**** Records shown ****

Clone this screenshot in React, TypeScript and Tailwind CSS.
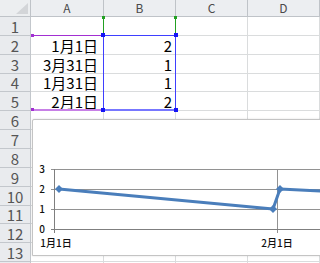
import React from "react";

const rowHeights = [19, 19, 19, 18, 19, 19, 19, 19, 19, 19, 18, 19, 19, 19];
const cols = ["A", "B", "C", "D", ""];
const colW = ["w-[73px]", "w-[72px]", "w-[72px]", "w-[72px]", "w-[72px]"];
const rowH: Record<number, string> = { 18: "h-[18px]", 19: "h-[19px]" };

const dataA: Record<number, string> = { 2: "1月1日", 3: "3月31日", 4: "1月31日", 5: "2月1日" };
const dataB: Record<number, string> = { 2: "2", 3: "1", 4: "1", 5: "2" };

function Diamond({ x, y }: { x: number; y: number }) {
  const s = 4;
  return <polygon points={`${x},${y - s} ${x + s},${y} ${x},${y + s} ${x - s},${y}`} fill="#4a7ebb" />;
}

export default function App() {
  const font = "font-['Noto_Sans_CJK_JP',sans-serif]";
  return (
    <div className={`relative w-[320px] h-[263px] overflow-hidden bg-white ${font}`}>
      {/* header row */}
      <div className="flex h-[17px]">
        <div className="relative w-[31px] shrink-0 h-full bg-[#eceef0] border-r border-b border-[#bfc3c8]">
          <svg className="absolute inset-0" width="30" height="16">
            <polygon points="16,14 28,14 28,3" fill="#d3d5d8" />
          </svg>
        </div>
        {cols.map((c, i) => (
          <div
            key={i}
            className={`${colW[i]} shrink-0 h-full bg-[#eceef1] border-r border-b border-[#bfc3c8] flex items-center justify-center text-[12px] leading-none text-[#4a4a4a]`}
          >
            {c}
          </div>
        ))}
      </div>
      {/* body rows */}
      {rowHeights.map((h, idx) => {
        const r = idx + 1;
        return (
          <div key={r} className={`flex ${rowH[h]}`}>
            <div className="w-[31px] shrink-0 h-full bg-[#e9ebee] border-r border-b border-[#c3c7cc] flex items-center justify-center text-[15px] leading-none text-[#555]">
              {r <= 13 ? r : ""}
            </div>
            {cols.map((c, i) => (
              <div
                key={i}
                className={`${colW[i]} shrink-0 h-full border-r border-b border-[#dadcdd] flex items-end justify-end pb-px text-[15px] leading-[15px] text-black ${
                  i === 0 ? "pr-[5px]" : "pr-[3px]"
                }`}
              >
                {i === 0 ? dataA[r] ?? "" : i === 1 ? dataB[r] ?? "" : ""}
              </div>
            ))}
          </div>
        );
      })}

      {/* series name highlight (green) */}
      <div className="absolute left-[103px] top-[17px] w-[73px] h-[18px] border-l border-r border-l-[#22a022] border-r-[#22a022]">
        <div className="absolute -left-[2px] -top-px w-[3px] h-[3px] bg-[#22a022]" />
        <div className="absolute -right-[2px] -top-px w-[3px] h-[3px] bg-[#22a022]" />
      </div>

      {/* category highlight (purple) */}
      <div className="absolute left-[31px] top-[35px] w-[72px] h-[76px] border-t border-b-2 border-t-[#a22fd2] border-b-[#c780e6]">
        <div className="absolute left-0 -top-[2px] w-[3px] h-[3px] bg-[#a22fd2]" />
        <div className="absolute left-0 -bottom-[2px] w-[3px] h-[3px] bg-[#a22fd2]" />
      </div>

      {/* values highlight (blue) */}
      <div className="absolute left-[103px] top-[35px] w-[73px] h-[76px] border-l border-r border-t border-b-2 border-l-[#3f3fff] border-r-[#3f3fff] border-t-[#3f3fff] border-b-[#7777ff]">
        <div className="absolute -left-[3px] -top-[3px] w-[4px] h-[4px] bg-[#1515f5]" />
        <div className="absolute -right-[3px] -top-[3px] w-[4px] h-[4px] bg-[#1515f5]" />
        <div className="absolute -left-[3px] -bottom-[3px] w-[4px] h-[4px] bg-[#1515f5]" />
        <div className="absolute -right-[3px] -bottom-[3px] w-[4px] h-[4px] bg-[#1515f5]" />
      </div>

      {/* chart */}
      <div className="absolute left-[32px] top-[119px] w-[300px] h-[137px] bg-white border border-[#c4c4c4] rounded-tl-[2px] shadow-[0_0_2px_rgba(0,0,0,0.15)]">
        <svg className="absolute left-0 top-0" width="298" height="135" viewBox="33 120 298 135">
          <g stroke="#929292" strokeWidth="1" fill="none">
            <line x1="51" y1="169.5" x2="331" y2="169.5" />
            <line x1="51" y1="189.5" x2="331" y2="189.5" />
            <line x1="51" y1="209.5" x2="331" y2="209.5" />
            <line x1="277.5" y1="169" x2="277.5" y2="233" />
          </g>
          <g stroke="#7f7f7f" strokeWidth="1" fill="none">
            <line x1="51" y1="229.5" x2="331" y2="229.5" />
            <line x1="54.5" y1="169" x2="54.5" y2="233" />
          </g>
          <g fontFamily="'Noto Sans CJK JP', sans-serif" fontSize="10" fontWeight="500" fill="#111" textAnchor="middle">
            <text x="42" y="173">3</text>
            <text x="42" y="193">2</text>
            <text x="42" y="213">1</text>
            <text x="42" y="233">0</text>
            <text x="56" y="247">1月1日</text>
            <text x="277" y="247">2月1日</text>
          </g>
          <polyline
            points="59,189 273,209 280,189 700,209"
            fill="none"
            stroke="#4a7ebb"
            strokeWidth="3"
            strokeLinejoin="round"
          />
          <Diamond x={59} y={189} />
          <Diamond x={273} y={209} />
          <Diamond x={280} y={189} />
        </svg>
      </div>
    </div>
  );
}
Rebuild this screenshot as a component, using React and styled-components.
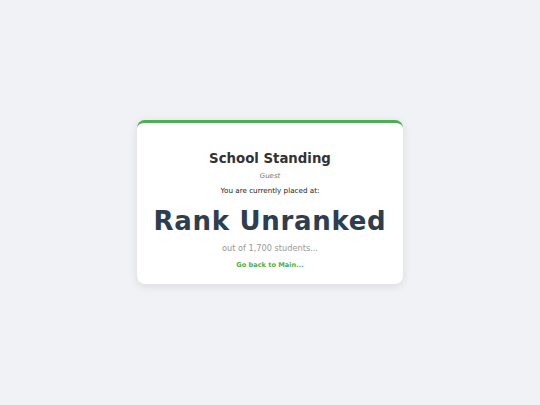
import React from 'react';
import styled, { createGlobalStyle } from 'styled-components';

const GlobalStyle = createGlobalStyle`
  html, body {
    margin: 0;
    padding: 0;
    height: 100%;
  }
  body {
    background-color: #f0f2f5;
    font-family: "DejaVu Sans", Verdana, sans-serif;
  }
  #root {
    height: 100%;
  }
`;

const Page = styled.div`
  display: flex;
  align-items: flex-start;
  justify-content: center;
  height: 405px;
  padding-top: 120px;
  box-sizing: border-box;
`;

const Card = styled.div`
  width: 266px;
  box-sizing: border-box;
  padding: 28px 12px 14px;
  background-color: #ffffff;
  border-top: 3px solid #4caf50;
  border-radius: 8px;
  box-shadow: 0 2px 10px rgba(0, 0, 0, 0.1);
  text-align: center;
`;

const Title = styled.h1`
  margin: 0;
  font-size: 13.3px;
  font-weight: bold;
  color: #333333;
  line-height: 16px;
`;

const UserName = styled.div`
  margin-top: 4px;
  font-size: 7px;
  font-style: italic;
  color: #777777;
  line-height: 10px;
`;

const Placed = styled.p`
  margin: 5px 0 0;
  font-size: 7.2px;
  color: #1a1a1a;
  line-height: 10px;
`;

const Rank = styled.div`
  margin-top: 10px;
  font-size: 26px;
  letter-spacing: 0.7px;
  font-weight: bold;
  color: #2c3e50;
  line-height: 30px;
  white-space: nowrap;
`;

const OutOf = styled.div`
  margin-top: 6px;
  font-size: 8.2px;
  color: #999999;
  line-height: 12px;
`;

const LinkRow = styled.div`
  margin-top: 6px;
  font-size: 6.6px;
  line-height: 10px;
`;

const BackLink = styled.a`
  font-weight: bold;
  color: #4caf50;
  text-decoration: none;
  cursor: pointer;
`;

export default function App() {
  return (
    <>
      <GlobalStyle />
      <Page>
        <Card>
          <Title>School Standing</Title>
          <UserName>Guest</UserName>
          <Placed>You are currently placed at:</Placed>
          <Rank>Rank Unranked</Rank>
          <OutOf>out of 1,700 students...</OutOf>
          <LinkRow>
            <BackLink href="#">Go back to Main...</BackLink>
          </LinkRow>
        </Card>
      </Page>
    </>
  );
}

****

Take the listing above and restate it word for word, without its pictures.

[Task response]
Clone this screenshot in React, TypeScript and Tailwind CSS.
import React from "react";

const rowHeights = [19, 19, 19, 18, 19, 19, 19, 19, 19, 19, 18, 19, 19, 19];
const cols = ["A", "B", "C", "D", ""];
const colW = ["w-[73px]", "w-[72px]", "w-[72px]", "w-[72px]", "w-[72px]"];
const rowH: Record<number, string> = { 18: "h-[18px]", 19: "h-[19px]" };

const dataA: Record<number, string> = { 2: "1月1日", 3: "3月31日", 4: "1月31日", 5: "2月1日" };
const dataB: Record<number, string> = { 2: "2", 3: "1", 4: "1", 5: "2" };

function Diamond({ x, y }: { x: number; y: number }) {
  const s = 4;
  return <polygon points={`${x},${y - s} ${x + s},${y} ${x},${y + s} ${x - s},${y}`} fill="#4a7ebb" />;
}

export default function App() {
  const font = "font-['Noto_Sans_CJK_JP',sans-serif]";
  return (
    <div className={`relative w-[320px] h-[263px] overflow-hidden bg-white ${font}`}>
      {/* header row */}
      <div className="flex h-[17px]">
        <div className="relative w-[31px] shrink-0 h-full bg-[#eceef0] border-r border-b border-[#bfc3c8]">
          <svg className="absolute inset-0" width="30" height="16">
            <polygon points="16,14 28,14 28,3" fill="#d3d5d8" />
          </svg>
        </div>
        {cols.map((c, i) => (
          <div
            key={i}
            className={`${colW[i]} shrink-0 h-full bg-[#eceef1] border-r border-b border-[#bfc3c8] flex items-center justify-center text-[12px] leading-none text-[#4a4a4a]`}
          >
            {c}
          </div>
        ))}
      </div>
      {/* body rows */}
      {rowHeights.map((h, idx) => {
        const r = idx + 1;
        return (
          <div key={r} className={`flex ${rowH[h]}`}>
            <div className="w-[31px] shrink-0 h-full bg-[#e9ebee] border-r border-b border-[#c3c7cc] flex items-center justify-center text-[15px] leading-none text-[#555]">
              {r <= 13 ? r : ""}
            </div>
            {cols.map((c, i) => (
              <div
                key={i}
                className={`${colW[i]} shrink-0 h-full border-r border-b border-[#dadcdd] flex items-end justify-end pb-px text-[15px] leading-[15px] text-black ${
                  i === 0 ? "pr-[5px]" : "pr-[3px]"
                }`}
              >
                {i === 0 ? dataA[r] ?? "" : i === 1 ? dataB[r] ?? "" : ""}
              </div>
            ))}
          </div>
        );
      })}

      {/* series name highlight (green) */}
      <div className="absolute left-[103px] top-[17px] w-[73px] h-[18px] border-l border-r border-l-[#22a022] border-r-[#22a022]">
        <div className="absolute -left-[2px] -top-px w-[3px] h-[3px] bg-[#22a022]" />
        <div className="absolute -right-[2px] -top-px w-[3px] h-[3px] bg-[#22a022]" />
      </div>

      {/* category highlight (purple) */}
      <div className="absolute left-[31px] top-[35px] w-[72px] h-[76px] border-t border-b-2 border-t-[#a22fd2] border-b-[#c780e6]">
        <div className="absolute left-0 -top-[2px] w-[3px] h-[3px] bg-[#a22fd2]" />
        <div className="absolute left-0 -bottom-[2px] w-[3px] h-[3px] bg-[#a22fd2]" />
      </div>

      {/* values highlight (blue) */}
      <div className="absolute left-[103px] top-[35px] w-[73px] h-[76px] border-l border-r border-t border-b-2 border-l-[#3f3fff] border-r-[#3f3fff] border-t-[#3f3fff] border-b-[#7777ff]">
        <div className="absolute -left-[3px] -top-[3px] w-[4px] h-[4px] bg-[#1515f5]" />
        <div className="absolute -right-[3px] -top-[3px] w-[4px] h-[4px] bg-[#1515f5]" />
        <div className="absolute -left-[3px] -bottom-[3px] w-[4px] h-[4px] bg-[#1515f5]" />
        <div className="absolute -right-[3px] -bottom-[3px] w-[4px] h-[4px] bg-[#1515f5]" />
      </div>

      {/* chart */}
      <div className="absolute left-[32px] top-[119px] w-[300px] h-[137px] bg-white border border-[#c4c4c4] rounded-tl-[2px] shadow-[0_0_2px_rgba(0,0,0,0.15)]">
        <svg className="absolute left-0 top-0" width="298" height="135" viewBox="33 120 298 135">
          <g stroke="#929292" strokeWidth="1" fill="none">
            <line x1="51" y1="169.5" x2="331" y2="169.5" />
            <line x1="51" y1="189.5" x2="331" y2="189.5" />
            <line x1="51" y1="209.5" x2="331" y2="209.5" />
            <line x1="277.5" y1="169" x2="277.5" y2="233" />
          </g>
          <g stroke="#7f7f7f" strokeWidth="1" fill="none">
            <line x1="51" y1="229.5" x2="331" y2="229.5" />
            <line x1="54.5" y1="169" x2="54.5" y2="233" />
          </g>
          <g fontFamily="'Noto Sans CJK JP', sans-serif" fontSize="10" fontWeight="500" fill="#111" textAnchor="middle">
            <text x="42" y="173">3</text>
            <text x="42" y="193">2</text>
            <text x="42" y="213">1</text>
            <text x="42" y="233">0</text>
            <text x="56" y="247">1月1日</text>
            <text x="277" y="247">2月1日</text>
          </g>
          <polyline
            points="59,189 273,209 280,189 700,209"
            fill="none"
            stroke="#4a7ebb"
            strokeWidth="3"
            strokeLinejoin="round"
          />
          <Diamond x={59} y={189} />
          <Diamond x={273} y={209} />
          <Diamond x={280} y={189} />
        </svg>
      </div>
    </div>
  );
}
Rebuild this screenshot as a component, using React and styled-components.
import React from 'react';
import styled, { createGlobalStyle } from 'styled-components';

const GlobalStyle = createGlobalStyle`
  html, body {
    margin: 0;
    padding: 0;
    height: 100%;
  }
  body {
    background-color: #f0f2f5;
    font-family: "DejaVu Sans", Verdana, sans-serif;
  }
  #root {
    height: 100%;
  }
`;

const Page = styled.div`
  display: flex;
  align-items: flex-start;
  justify-content: center;
  height: 405px;
  padding-top: 120px;
  box-sizing: border-box;
`;

const Card = styled.div`
  width: 266px;
  box-sizing: border-box;
  padding: 28px 12px 14px;
  background-color: #ffffff;
  border-top: 3px solid #4caf50;
  border-radius: 8px;
  box-shadow: 0 2px 10px rgba(0, 0, 0, 0.1);
  text-align: center;
`;

const Title = styled.h1`
  margin: 0;
  font-size: 13.3px;
  font-weight: bold;
  color: #333333;
  line-height: 16px;
`;

const UserName = styled.div`
  margin-top: 4px;
  font-size: 7px;
  font-style: italic;
  color: #777777;
  line-height: 10px;
`;

const Placed = styled.p`
  margin: 5px 0 0;
  font-size: 7.2px;
  color: #1a1a1a;
  line-height: 10px;
`;

const Rank = styled.div`
  margin-top: 10px;
  font-size: 26px;
  letter-spacing: 0.7px;
  font-weight: bold;
  color: #2c3e50;
  line-height: 30px;
  white-space: nowrap;
`;

const OutOf = styled.div`
  margin-top: 6px;
  font-size: 8.2px;
  color: #999999;
  line-height: 12px;
`;

const LinkRow = styled.div`
  margin-top: 6px;
  font-size: 6.6px;
  line-height: 10px;
`;

const BackLink = styled.a`
  font-weight: bold;
  color: #4caf50;
  text-decoration: none;
  cursor: pointer;
`;

export default function App() {
  return (
    <>
      <GlobalStyle />
      <Page>
        <Card>
          <Title>School Standing</Title>
          <UserName>Guest</UserName>
          <Placed>You are currently placed at:</Placed>
          <Rank>Rank Unranked</Rank>
          <OutOf>out of 1,700 students...</OutOf>
          <LinkRow>
            <BackLink href="#">Go back to Main...</BackLink>
          </LinkRow>
        </Card>
      </Page>
    </>
  );
}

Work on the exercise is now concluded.